Generally the amount of nitrogen removed by water ecosystems is estimated as the difference between input and measured output, or by means of biogeochemical models that consider the water cycle and nutrient processes. We used the nitrogen retention in surface waters estimated by the GREEN model (Grizzetti et al., 2012) at the European scale.

Efficiency

We calculated the nitrogen retention efficiency as the quantity of nitrogen removed by the water system divided by the total amount of nitrogen that enters the water system, both estimated by the model GREEN at the spatial units of catchments (Grizzetti et al., 2012).

Erosion prevention

Sediment retention is the service provided by vegetation mitigating the adverse impact of incoming sediments on the freshwater body. Riparian areas are active zones for biogeochemical processes and hydrological connectivity. They are crucial to many ecosystem services. Besides nursery habitat and pollution retention, riparian areas reduce sediment fluxes in the freshwater systems, by trapping sediments generated in the basin and stabilizing the stream banks (Stutter et al., 2012; Dosskey et al., 2012). Information on erosion prevention was available only for the Danube river basin, which represents 21% of the area covered by the present European study (Supplementary material S1).

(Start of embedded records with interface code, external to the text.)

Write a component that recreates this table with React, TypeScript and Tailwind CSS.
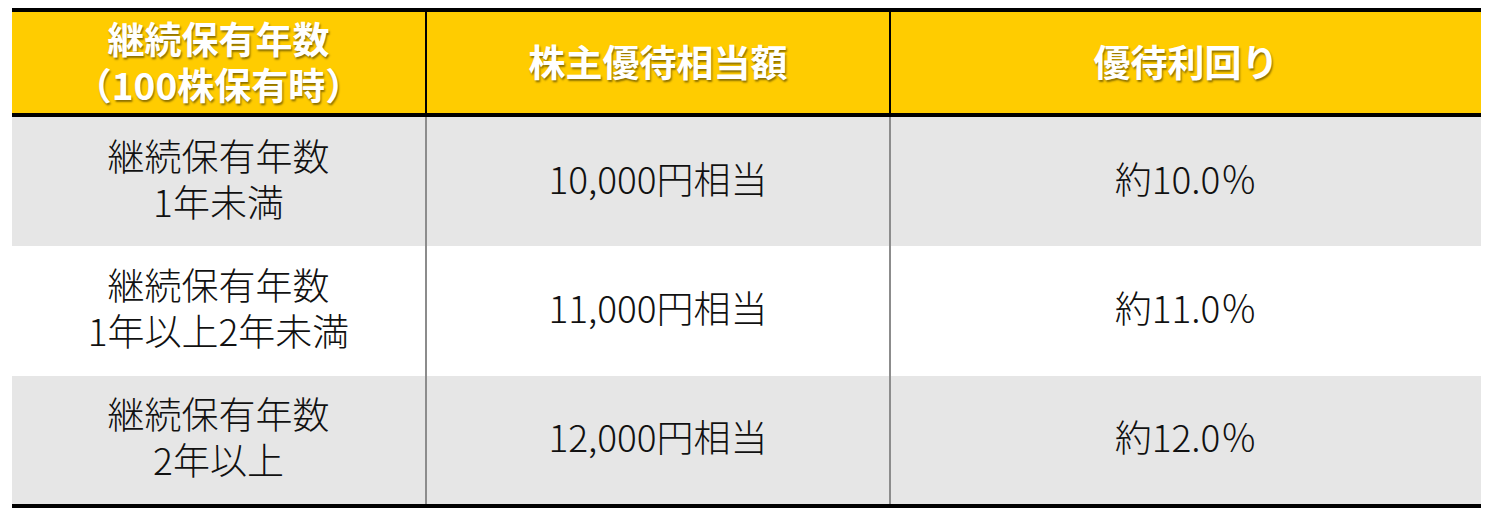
const rows = [
  { years: ["継続保有年数", "1年未満"], value: "10,000円相当", yieldRate: "約10.0％", bg: "bg-[#e6e6e6]", h: "h-[129px]" },
  { years: ["継続保有年数", "1年以上2年未満"], value: "11,000円相当", yieldRate: "約11.0％", bg: "bg-white", h: "h-[130px]" },
  { years: ["継続保有年数", "2年以上"], value: "12,000円相当", yieldRate: "約12.0％", bg: "bg-[#e6e6e6]", h: "h-[128px]" },
];

const headCell =
  "flex flex-col items-center justify-center pb-[4px] text-center font-bold text-white text-[37px] leading-[46px] [text-shadow:1px_2px_2px_rgba(0,0,0,0.45)]";
const bodyCell =
  "flex flex-col items-center justify-center pb-[8px] text-center font-light text-[37px] leading-[46px] text-[#111]";

export default function App() {
  return (
    <div className="min-h-[519px] bg-white pt-[8px] pl-[12px] font-['Noto_Sans_CJK_JP','Noto_Sans',sans-serif]">
      <div className="w-[1469px] border-t-4 border-b-4 border-black">
        <div className="grid h-[105px] grid-cols-[413px_464px_592px] border-b-4 border-black bg-[#ffcc00]">
          <div className={headCell}>
            <span>継続保有年数</span>
            <span>（100株保有時）</span>
          </div>
          <div className={`${headCell} border-l-2 border-black`}>株主優待相当額</div>
          <div className={`${headCell} border-l-2 border-black`}>優待利回り</div>
        </div>
        {rows.map((r) => (
          <div key={r.value} className={`grid grid-cols-[413px_464px_592px] ${r.bg} ${r.h}`}>
            <div className={bodyCell}>
              {r.years.map((t) => (
                <span key={t}>{t}</span>
              ))}
            </div>
            <div className={`${bodyCell} border-l-2 border-[#8c8c8c]`}>{r.value}</div>
            <div className={`${bodyCell} border-l-2 border-[#8c8c8c]`}>{r.yieldRate}</div>
          </div>
        ))}
      </div>
    </div>
  );
}
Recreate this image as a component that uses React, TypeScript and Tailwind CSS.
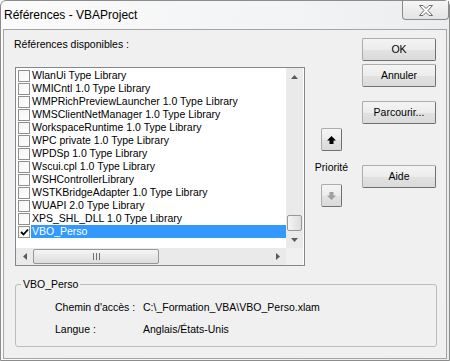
import React from "react";

const items = [
  "WlanUi Type Library",
  "WMICntl 1.0 Type Library",
  "WMPRichPreviewLauncher 1.0 Type Library",
  "WMSClientNetManager 1.0 Type Library",
  "WorkspaceRuntime 1.0 Type Library",
  "WPC private 1.0 Type Library",
  "WPDSp 1.0 Type Library",
  "Wscui.cpl 1.0 Type Library",
  "WSHControllerLibrary",
  "WSTKBridgeAdapter 1.0 Type Library",
  "WUAPI 2.0 Type Library",
  "XPS_SHL_DLL 1.0 Type Library",
];

const Tri = ({ dir }: { dir: "up" | "down" | "left" | "right" }) => {
  const pts = {
    up: "0,4 7,4 3.5,0",
    down: "0,0 7,0 3.5,4",
    left: "4,0 4,7 0,3.5",
    right: "0,0 0,7 4,3.5",
  }[dir];
  const vert = dir === "up" || dir === "down";
  return (
    <svg width={vert ? 7 : 4} height={vert ? 4 : 7} viewBox={vert ? "0 0 7 4" : "0 0 4 7"}>
      <polygon points={pts} fill="#5a5a5a" />
    </svg>
  );
};

const Row = ({ label, checked, selected }: { label: string; checked?: boolean; selected?: boolean }) => (
  <div className="flex h-[13px] items-center">
    <div className="ml-[2px] flex h-[12px] w-[12px] shrink-0 items-center justify-center border border-[#8e8f8f] bg-[linear-gradient(135deg,#f4f4f4,#ffffff)]">
      {checked && (
        <svg width="9" height="8" viewBox="0 0 9 8">
          <path d="M1 4 L3.5 6.5 L8 1.5" fill="none" stroke="#000" strokeWidth="1.8" />
        </svg>
      )}
    </div>
    <div
      className={
        selected
          ? "ml-px h-[13px] flex-1 whitespace-nowrap bg-[#3399ff] pl-px leading-[13px] text-white"
          : "ml-px h-[13px] flex-1 whitespace-nowrap pl-px leading-[13px] text-black"
      }
    >
      {label}
    </div>
  </div>
);

const Btn = ({ children, className }: { children: React.ReactNode; className?: string }) => (
  <div
    className={
      "flex h-[23px] w-[74px] items-center justify-center rounded-[2px] border border-[#acacac] border-r-[#707070] border-b-[#707070] bg-[linear-gradient(#f4f4f4,#ececec_50%,#e2e2e2_51%,#dadada)] text-black " +
      (className ?? "")
    }
  >
    {children}
  </div>
);

const ArrowBtn = ({ down }: { down?: boolean }) => (
  <div className="flex h-[23px] w-[21px] items-center justify-center rounded-[2px] border border-[#acacac] border-r-[#707070] border-b-[#707070] bg-[linear-gradient(#f4f4f4,#ececec_50%,#e2e2e2_51%,#dadada)]">
    <svg width="9" height="8" viewBox="0 0 9 8">
      {down ? (
        <polygon points="2.5,0 6.5,0 6.5,3.5 9,3.5 4.5,8 0,3.5 2.5,3.5" fill="#a0a0a0" />
      ) : (
        <polygon points="4.5,0 9,4.5 6.5,4.5 6.5,8 2.5,8 2.5,4.5 0,4.5" fill="#000" />
      )}
    </svg>
  </div>
);

export default function App() {
  return (
    <div className="flex h-[361px] w-[450px] flex-col rounded-t-[6px] border border-[#8c8c8c] bg-[linear-gradient(100deg,#fbfbfb,#f2f3f5_60%,#e9eaec)] font-['Liberation_Sans',Arial,sans-serif] text-[10.5px] text-black">
      <div className="flex h-[28px] shrink-0 items-start justify-between">
        <div className="ml-[3px] mt-[7px] text-[12px] leading-[15px]">Références - VBAProject</div>
        <div className="flex h-[19px] w-[47px] items-center justify-center rounded-b-[4px] border border-t-0 border-[#8a8a8a] bg-[linear-gradient(#f6f6f6,#e4e4e4)]">
          <svg width="14" height="11" viewBox="-0.5 -0.5 14 11">
            <polygon
              points="0,0 3.5,0 6.5,3 9.5,0 13,0 8.5,5 13,10 9.5,10 6.5,7 3.5,10 0,10 4.5,5"
              fill="#fdfdfd"
              stroke="#6b6b6b"
              strokeWidth="1"
              strokeLinejoin="round"
            />
          </svg>
        </div>
      </div>

      <div className="ml-[2px] mb-[1px] w-[444px] flex-1 border border-[#a5a5a5] bg-[#f0f0f0]">
        <div className="flex pt-[8px]">
          <div className="ml-[11px] w-[290px]">
            <div className="-ml-px h-[13px] leading-[13px]">Références disponibles :</div>
            <div className="mt-[16px] flex h-[199px] flex-col border border-[#828790] bg-white">
              <div className="flex h-[180px]">
                <div className="w-[270px] overflow-hidden pt-px">
                  {items.map((it) => (
                    <Row key={it} label={it} />
                  ))}
                  <Row label="VBO_Perso" checked selected />
                </div>
                <div className="flex w-[17px] flex-col bg-[#eaeaea]">
                  <div className="flex h-[17px] items-center justify-center">
                    <Tri dir="up" />
                  </div>
                  <div className="flex-1" />
                  <div className="mx-px h-[16px] rounded-[2px] border border-[#979797] bg-[linear-gradient(90deg,#f5f5f5,#dcdcdc)]" />
                  <div className="flex h-[17px] items-center justify-center">
                    <Tri dir="down" />
                  </div>
                </div>
              </div>
              <div className="flex h-[17px]">
                <div className="flex w-[270px] bg-[#eaeaea]">
                  <div className="flex w-[17px] items-center justify-center">
                    <Tri dir="left" />
                  </div>
                  <div className="my-px flex w-[126px] items-center justify-center gap-[2px] rounded-[2px] border border-[#979797] bg-[linear-gradient(#f5f5f5,#dcdcdc)]">
                    <div className="h-[7px] w-px bg-[#6e6e6e]" />
                    <div className="h-[7px] w-px bg-[#6e6e6e]" />
                    <div className="h-[7px] w-px bg-[#6e6e6e]" />
                  </div>
                  <div className="flex-1" />
                  <div className="flex w-[17px] items-center justify-center">
                    <Tri dir="right" />
                  </div>
                </div>
                <div className="w-[17px] bg-[#f0f0f0]" />
              </div>
            </div>
          </div>

          <div className="ml-[6px] flex w-[41px] flex-col items-center">
            <div className="mt-[90px]">
              <ArrowBtn />
            </div>
            <div className="mt-[10px] h-[13px] leading-[13px]">Priorité</div>
            <div className="mt-[10px]">
              <ArrowBtn down />
            </div>
          </div>

          <div className="ml-[10px] flex w-[74px] flex-col">
            <Btn>OK</Btn>
            <Btn className="mt-[3px]">Annuler</Btn>
            <Btn className="mt-[14px]">Parcourir...</Btn>
            <Btn className="mt-[41px]">Aide</Btn>
          </div>
        </div>

        <fieldset className="ml-[11px] mt-[12px] h-[69px] w-[422px] rounded-[3px] border border-[#bcbcbc] p-0">
          <legend className="ml-[5px] px-[2px] leading-[13px]">VBO_Perso</legend>
          <div className="mt-[10px] flex h-[13px] leading-[13px]">
            <div className="ml-[39px] w-[88px]">Chemin d'accès :</div>
            <div>C:\_Formation_VBA\VBO_Perso.xlam</div>
          </div>
          <div className="mt-[9px] flex h-[13px] leading-[13px]">
            <div className="ml-[39px] w-[88px]">Langue :</div>
            <div>Anglais/États-Unis</div>
          </div>
        </fieldset>
      </div>
    </div>
  );
}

Natural capacity for erosion prevention can be expressed in terms of riparian land area per unit of stream length (km2/km). For this study we used the riparian land density estimated for the Danube river basin by Vigiak et al. (2016), based on the riparian land mapped by Clerici et al. (2013).

The service flow of sediment retention can be expressed as sediment load removal afforded by riparian land, namely as the difference of mean annual sediment yields (t/km2/y) that cross any given reach in the absence and in the presence of riparian land. The service flow should consider both the process of trapping of sediments generated by hillslope erosion and the prevention of streambank erosion. Sediment yields can be estimated by process-based models that simulate sediment fluxes in the landscape, e.g. hillslope erosion, the sediment trapping in the riparian areas before reaching the river network, sediment transport in rivers, and streambank erosion in reaches. The hydrological model SWAT (Arnold et al., 2012) has been used in spatial analysis of sediment transport in river basins (Gassman et al., 2014). For this study we used the assessment of sediments removal by riparian land in the Danube river basin based on the SWAT model by Vigiak et al. (2016).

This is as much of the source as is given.